Thereafter, the first condensed water pump 330 is operated to supply the condensed water collected in the condensed water sump 201 of the heat exchanger 200 to the first water jacket 310 through the first water inlet 312. As the condensed water supplied by the first condensed water pump 330 passes through the first water jacket 310, it cools the upper portion of the compressor 165.
Herein, the condensed water having cooled the compressor 165 by passing through the first water jacket 310 is discharged to the tub 120 through the first discharge pipe. The condensed water discharged to the tub 120 is drained by the drainage sump 124 and the drainage unit 126 provided to the tub 120.
In the case in which the temperature sensor 161 of the air supply unit 160 or the discharge temperature sensor 161 of the heat pump does not senses that the compressor 165 is overheated in the above process, the controller controls the solenoid to maintain the flow passage of the first 3-way valve 320 such that the condensed water sump 201 communicates with the tub 120. Thereby, the condensed water collected in the condensed water sump 201 of the heat exchanger 200 may be discharged to the tub 120.
Hereinafter, a detailed description will be given of a second cooling unit 400 according to a second embodiment of the invention.
As shown in
The second water jacket 410 includes a second water inlet 412 connected to the condensed water sump 201 of the heat exchanger 200 to receive the condensed water collected in the condensed water sump 201 and a second water outlet 414 to discharge the condensed water having cooled the compressor 165 by passing through the second water jacket 410.
Herein, the second water inlet 412 is provided with a second supply pipe 416 connected to the condensed water sump 201 to guide the condensed water collected in the condensed water sump 201 to the second water inlet 412. The second water outlet 414 is provided with a second discharge pipe (not shown) to guide, to the tube 120, the condensed water having cooled the compressor 165 by passing through the second water jacket 410.

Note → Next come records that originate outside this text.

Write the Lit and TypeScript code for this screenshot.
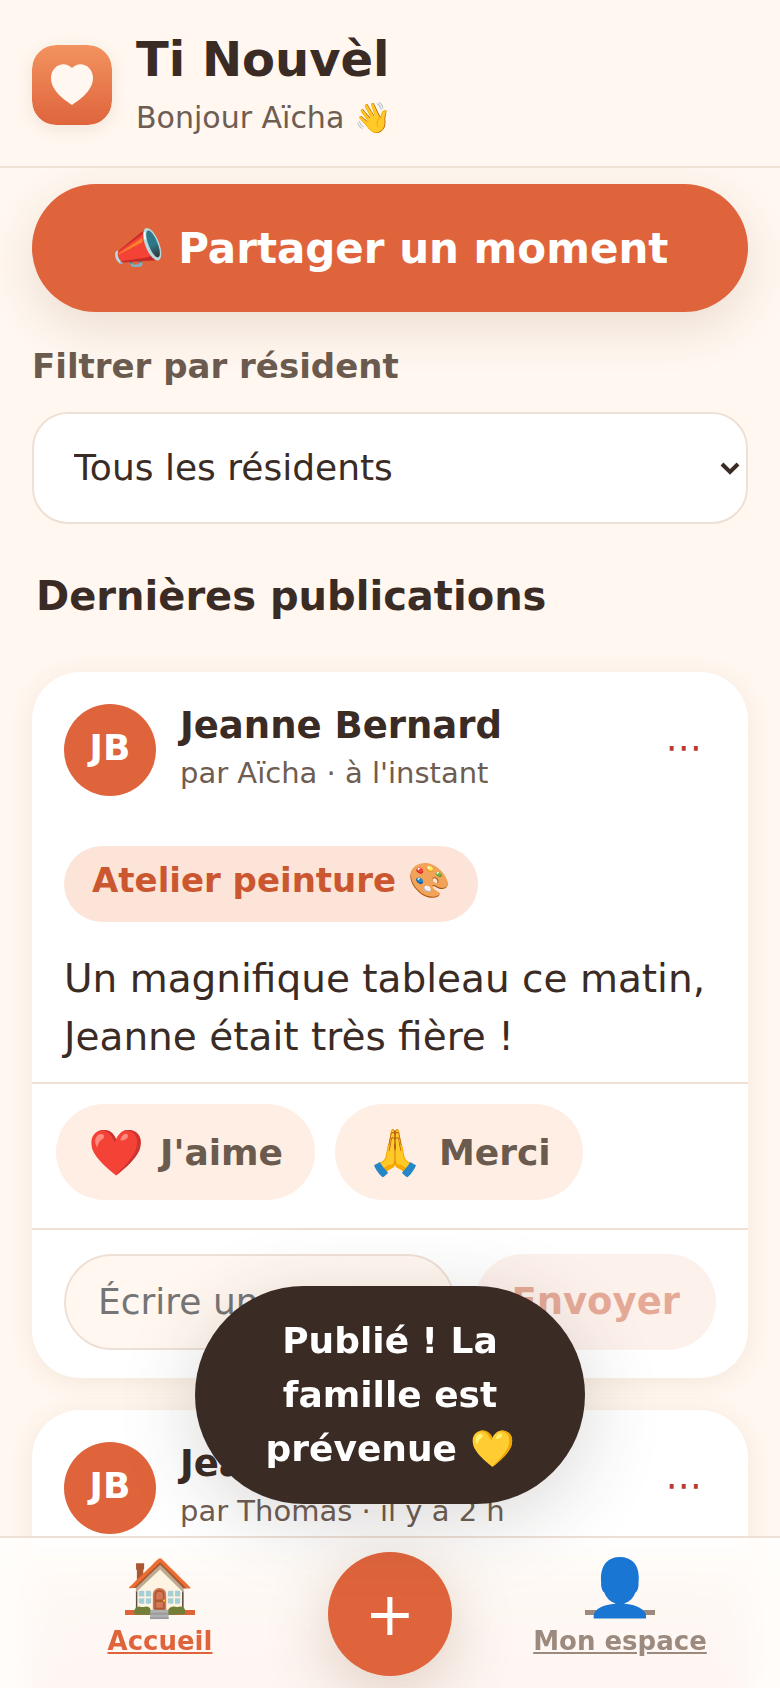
import { LitElement, html, css, nothing } from 'lit';
import { customElement, property, state } from 'lit/decorators.js';

interface Post {
    id: number;
    resident: string;
    initials: string;
    author: string;
    when: string;
    tag?: string;
    text?: string;
    photo?: boolean;
}

const POSTS: Post[] = [
    {
        id: 1,
        resident: 'Jeanne Bernard',
        initials: 'JB',
        author: 'Aïcha',
        when: "à l'instant",
        tag: 'Atelier peinture 🎨',
        text: 'Un magnifique tableau ce matin, Jeanne était très fière !'
    },
    {
        id: 2,
        resident: 'Jeanne Bernard',
        initials: 'JB',
        author: 'Thomas',
        when: 'il y a 2 h',
        photo: true
    }
];

@customElement('post-card')
export class PostCard extends LitElement {
    @property({ attribute: false }) post!: Post;
    @state() private draft = '';

    static styles = css`
        :host {
            display: block;
            background: #fff;
            border-radius: 48px;
            box-shadow: 0 4px 24px rgba(160, 100, 40, 0.1);
            overflow: hidden;
        }
        .head {
            display: flex;
            align-items: center;
            gap: 24px;
            padding: 32px 32px 24px;
        }
        .avatar {
            display: grid;
            place-items: center;
            flex: none;
            width: 92px;
            height: 92px;
            padding-bottom: 6px;
            box-sizing: border-box;
            border-radius: 50%;
            background: #df643c;
            color: #fff;
            font-size: 36px;
            font-weight: 700;
        }
        .who {
            flex: 1;
            min-width: 0;
        }
        .name {
            margin: 0;
            font-size: 37px;
            line-height: 44px;
            font-weight: 700;
        }
        .meta {
            margin: 0;
            padding-top: 2px;
            font-size: 29px;
            line-height: 46px;
            color: #6e5d52;
        }
        button,
        input {
            font: inherit;
            border: none;
            cursor: pointer;
        }
        .more {
            width: 96px;
            height: 88px;
            padding: 0 0 6px;
            margin-right: -16px;
            background: none;
            color: #b93a32;
            font-size: 37px;
        }
        .content {
            padding: 26px 32px 16px;
        }
        .tag {
            display: inline-block;
            padding: 10px 28px 18px;
            border-radius: 38px;
            background: #fce4d9;
            color: #cb5730;
            font-size: 34px;
            line-height: 48px;
            font-weight: 700;
        }
        .text {
            margin: 28px 0 0;
            font-size: 39px;
            line-height: 58px;
        }
        .photo {
            height: 480px;
            background: linear-gradient(#fdecd9, #fbdcd0 25%);
        }
        .reactions {
            display: flex;
            gap: 20px;
            padding: 20px 24px 28px;
            border-top: 2px solid #efe0d6;
        }
        .reaction {
            display: flex;
            align-items: center;
            gap: 16px;
            height: 96px;
            padding: 0 32px;
            border-radius: 48px;
            background: #feeee4;
            color: #6b5a4e;
            font-size: 36px;
            font-weight: 700;
        }
        .emoji {
            font-size: 45px;
            font-weight: 400;
        }
        .comment {
            display: flex;
            gap: 20px;
            padding: 24px 32px 28px;
            border-top: 2px solid #efe0d6;
        }
        .comment input {
            flex: 1;
            min-width: 0;
            height: 96px;
            box-sizing: border-box;
            padding: 0 32px 2px;
            border: 2px solid #efe0d6;
            border-radius: 48px;
            background: #fff7f0;
            color: inherit;
            font-size: 36px;
        }
        .comment input::placeholder {
            color: #757575;
        }
        .send {
            height: 96px;
            padding: 0 36px 2px;
            border-radius: 48px;
            background: #fce4d9;
            color: #cb5730;
            font-size: 37px;
            font-weight: 700;
        }
        .send:disabled {
            opacity: 0.5;
            cursor: default;
        }
    `;

    private handleInput(e: Event) {
        this.draft = (e.target as HTMLInputElement).value;
    }

    render() {
        const { resident, initials, author, when, tag, text, photo } = this.post;
        return html`
            <div class="head">
                <div class="avatar">${initials}</div>
                <div class="who">
                    <h3 class="name">${resident}</h3>
                    <p class="meta">par ${author} · ${when}</p>
                </div>
                <button class="more" aria-label="Options">⋯</button>
            </div>
            ${photo ? html`<div class="photo"></div>` : nothing}
            ${text ? html`
                <div class="content">
                    <span class="tag">${tag}</span>
                    <p class="text">${text}</p>
                </div>
            ` : nothing}
            <div class="reactions">
                <button class="reaction"><span class="emoji">❤️</span>J'aime</button>
                <button class="reaction"><span class="emoji">🙏</span>Merci</button>
            </div>
            <div class="comment">
                <input
                    type="text"
                    aria-label="Commentaire"
                    placeholder="Écrire un mot…"
                    .value=${this.draft}
                    @input=${this.handleInput}
                />
                <button class="send" ?disabled=${!this.draft.trim()}>Envoyer</button>
            </div>
        `;
    }
}

@customElement('app-root')
export class AppRoot extends LitElement {
    @state() private toast = 'Publié ! La famille est prévenue 💛';

    static styles = css`
        :host {
            display: flex;
            flex-direction: column;
            height: 100vh;
            background: #fff7f0;
            color: #3a2b25;
            font-family: 'DejaVu Sans', sans-serif;
        }
        .header {
            display: flex;
            align-items: center;
            gap: 24px;
            padding: 28px 32px 24px;
            border-bottom: 2px solid #efe3d6;
        }
        .logo {
            flex: none;
            width: 80px;
            height: 80px;
            border-radius: 24px;
            box-shadow: 0 4px 16px rgba(160, 100, 40, 0.12);
        }
        .title {
            margin: 0;
            font-size: 48px;
            line-height: 62px;
            font-weight: 700;
        }
        .hello {
            margin: 4px 0 0;
            font-size: 30px;
            line-height: 48px;
            color: #6e5d52;
        }
        .feed {
            flex: 1;
            min-height: 0;
            overflow-y: auto;
            scrollbar-width: none;
            padding: 16px 32px 160px;
        }
        .share {
            display: block;
            width: 100%;
            height: 128px;
            border: none;
            border-radius: 64px;
            background: #df643c;
            color: #fff;
            font: inherit;
            font-size: 42px;
            font-weight: 700;
            box-shadow: 0 16px 48px rgba(120, 70, 30, 0.14);
            cursor: pointer;
        }
        .label {
            display: block;
            margin: 28px 0 20px;
            font-size: 34px;
            line-height: 52px;
            font-weight: 700;
            color: #6b5a4e;
        }
        .picker {
            display: grid;
            align-items: center;
        }
        .filter,
        .chevron {
            grid-area: 1 / 1;
        }
        .filter {
            appearance: none;
            width: 100%;
            height: 112px;
            padding: 0 40px 2px;
            border: 2px solid #efe0d6;
            border-radius: 36px;
            background: #fff;
            color: inherit;
            font: inherit;
            font-size: 36px;
        }
        .chevron {
            justify-self: end;
            width: 20px;
            height: 14px;
            margin-right: 8px;
            fill: none;
            stroke: #3a2b25;
            stroke-width: 4;
            pointer-events: none;
        }
        .section {
            margin: 40px 4px 44px;
            font-size: 40px;
            line-height: 64px;
            font-weight: 700;
        }
        .posts {
            display: flex;
            flex-direction: column;
            gap: 32px;
        }
        .toast {
            position: fixed;
            left: 50%;
            bottom: 184px;
            transform: translateX(-50%);
            width: 50%;
            box-sizing: border-box;
            padding: 28px 56px;
            border-radius: 110px;
            background: #3a2b25;
            color: #fff;
            font-size: 36px;
            line-height: 54px;
            font-weight: 700;
            text-align: center;
            box-shadow: 0 16px 80px rgba(58, 43, 37, 0.18);
        }
        .nav {
            position: fixed;
            inset: auto 0 0;
            display: grid;
            grid-template-columns: 1fr 124px 1fr;
            gap: 8px;
            align-items: start;
            padding: 14px 0 12px;
            border-top: 2px solid #efe0d6;
            background: rgba(255, 255, 255, 0.72);
            backdrop-filter: blur(20px);
        }
        .tab {
            display: flex;
            flex-direction: column;
            align-items: center;
            color: #9c8a7e;
            font-size: 26px;
            line-height: 34px;
            font-weight: 700;
            text-decoration: underline;
        }
        .tab.active {
            color: #df643c;
        }
        .icon {
            font-size: 56px;
            line-height: 72px;
        }
        .add {
            width: 124px;
            height: 124px;
            padding: 0;
            border: none;
            border-radius: 50%;
            background: #df643c;
            color: #fff;
            font: inherit;
            font-size: 60px;
            box-shadow: 0 16px 64px rgba(120, 70, 30, 0.24);
            cursor: pointer;
        }
    `;

    render() {
        return html`
            <header class="header">
                <svg class="logo" viewBox="0 0 80 80" aria-hidden="true">
                    <defs>
                        <linearGradient id="warm" x1="0" y1="0" x2="0" y2="1">
                            <stop offset="0" stop-color="#f2935f" />
                            <stop offset="1" stop-color="#df643c" />
                        </linearGradient>
                    </defs>
                    <rect width="80" height="80" rx="24" fill="url(#warm)" />
                    <path
                        d="M40 60C31 54 19 45 19 33C19 20 33 15 40 23C47 15 61 20 61 33C61 45 49 54 40 60Z"
                        fill="#fff7f0"
                    />
                </svg>
                <div>
                    <h1 class="title">Ti Nouvèl</h1>
                    <p class="hello">Bonjour Aïcha 👋</p>
                </div>
            </header>
            <main class="feed">
                <button class="share">📣 Partager un moment</button>
                <label class="label" for="resident">Filtrer par résident</label>
                <div class="picker">
                    <select class="filter" id="resident">
                        <option>Tous les résidents</option>
                        <option>Jeanne Bernard</option>
                    </select>
                    <svg class="chevron" viewBox="0 0 20 14" aria-hidden="true">
                        <path d="M2 3L10 11L18 3" />
                    </svg>
                </div>
                <h2 class="section">Dernières publications</h2>
                <div class="posts">
                    ${POSTS.map((post) => html`<post-card .post=${post}></post-card>`)}
                </div>
            </main>
            <nav class="nav">
                <a class="tab active" href="#accueil"><span class="icon">🏠</span><span>Accueil</span></a>
                <button class="add" aria-label="Partager un moment">+</button>
                <a class="tab" href="#espace"><span class="icon">👤</span><span>Mon espace</span></a>
            </nav>
            <div class="toast" role="status">${this.toast}</div>
        `;
    }
}
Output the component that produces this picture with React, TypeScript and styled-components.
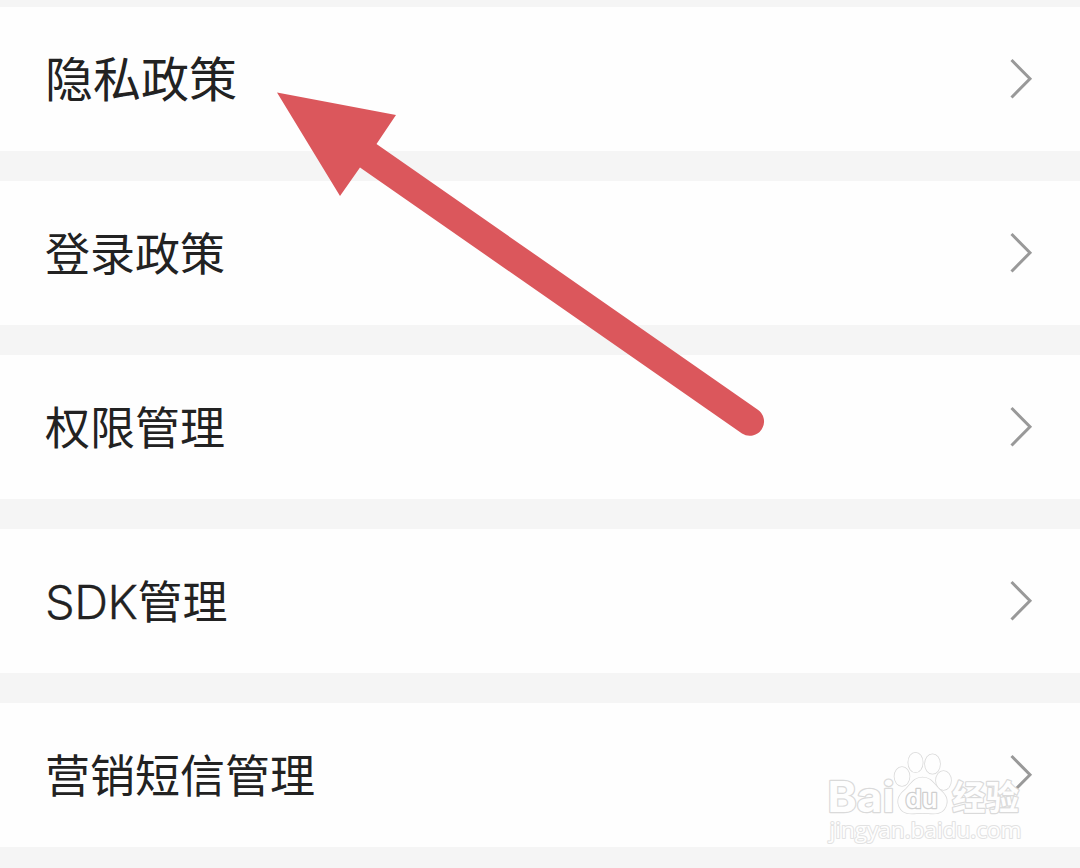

Meanwhile, the second supply pipe 416 is provided with a second condensed water pump 430 to forcibly move the condensed water stored in the condensed water sump 201 of the heat exchanger 200 to the second water jacket 410. In addition, provided between the second condensed water pump 430 and the second water inlet 412 is a second 3-way valve 420 to supply the condensed water stored in the condensed water sump 201 to the second water jacket 410 or to guide the condensed water to the tub 120 to discharge the condensed water.
Herein, the second 3-way valve 420 is provided with a separate solenoid (not shown) that is controlled by the controller (not shown) of the laundry machine 100. The second 3-way valve 420 selectively controls the movement path of the condensed water to be switched to the first water jacket 310 or the tub 120 through operation of the solenoid
The controller determines whether the compressor 165 is overheated by sensing the temperature of the temperature sensor 161 of the air supply unit 160 or the discharge temperature sensor 161 of the heat pump. If it is sensed that the compressor 165 is overheated, the condensed water is supplied to the second cooling unit 400 to cool the compressor 165.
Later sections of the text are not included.